Perhaps Nossiter’s article gets second or third place because he dwells on people and events most people, even in Washington, have scarce heard of – De Gaulle, Boumediène, the French war in Algeria. But DeGaulle had the sense to get the French out of Algeria and cede to Algerian nationalist Boumediene. And DeGaulle told Kennedy what he would face in Vietnam: “Even if you find local leaders who in their own interests are prepared to obey you, the people will not agree to it, and indeed do not want you.” Kennedy ignored him to this country’s disgrace. Nossiter comments, “The same unholy trinity of realities – boastful generals, an unbowed enemy, a feeble ally – could have been observed at all points during the US engagement in Afghanistan.”
The Vietnam adventure was shored up with claptrap theories of “modernization,” “development” and “balance of power” associated with the names of such luminaries as W. Walt Rostow and Henry Kissinger. Long discredited in their particulars, these notions have become commonplaces, the fog through which Americans with even little interest in world affairs view this country’s role in the world. That the United States should “lead” the world, that this country is the only reliable counterbalance to the forces of evil, that we are a shining beacon of democracy and freedom – these are the conceits that continue to guide American response to world events. That our system is not just the best for us – a questionable assurance on its own terms – but for everyone else is the central article of faith for every American heir to the Protestant progressive millenialism of the nineteenth century.
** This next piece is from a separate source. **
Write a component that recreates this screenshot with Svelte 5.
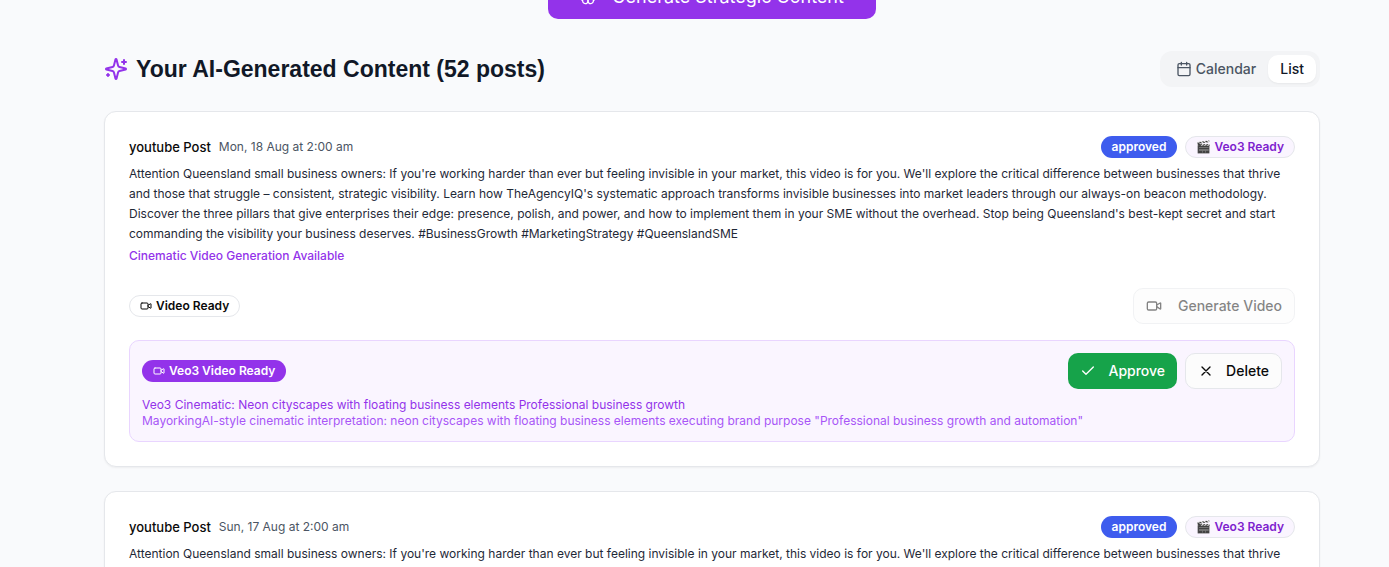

Put to the test, as in Afghanistan, as in Iraq, as in Vietnam, of course, these notions prove farcical. But successive failures have not allowed our elites and their public to shake them off. The best cure for failure clearly is not more failure. It is accountability. As no one was held accountable for the disaster of Vietnam (military leaders convinced themselves and others they were “stabbed in the back”) or the international crime of aggressive war on Iraq or the US’s catastrophic occupation of that country, so there will be no accountability, it appears, for Afghanistan. The generals and presidents and foreign policy elite are tenured, sinecured, and celebrated. Choices that merited hanging at Nuremburg go unremarked in the United States of America. A few grunts at the bottom may be prosecuted for torture or murder, but the authors of a murderous foreign policy go on to repeat their mistakes. No one says “I’m sorry.” The question, then, is not whether or how Joe Biden failed in extracting the US from Afghanistan. The question is how we are going to rid ourselves of a military and foreign policy establishment that perpetuates failures like Afghanistan. But that may well be a task that the American polity is not up to.
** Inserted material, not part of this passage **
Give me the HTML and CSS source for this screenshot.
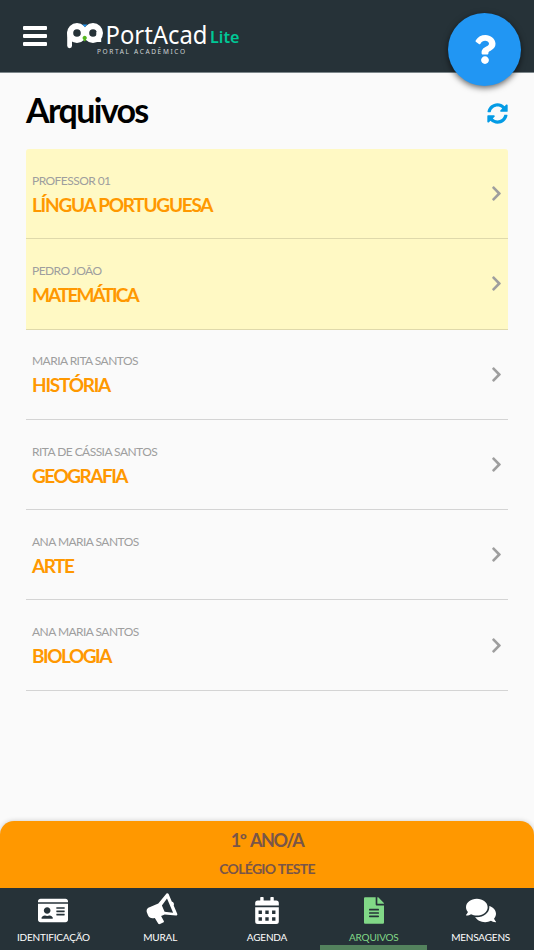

For more, see James Risen’s “A War’s Epitaph,” The Intercept, August 26, 2021 (https://theintercept.com/2021/08/26/afghanistan-america-failures/). Risen, who quit the Times over editorial suppression of important stories was the only reporter to notice the US Geological Survey’s 2008 conclusion that Afghanistan possessed vast reserves of lithium, a key ingredient in the batteries that are supposed to underpin a “Green New Deal” (while sustaining our precious way of life).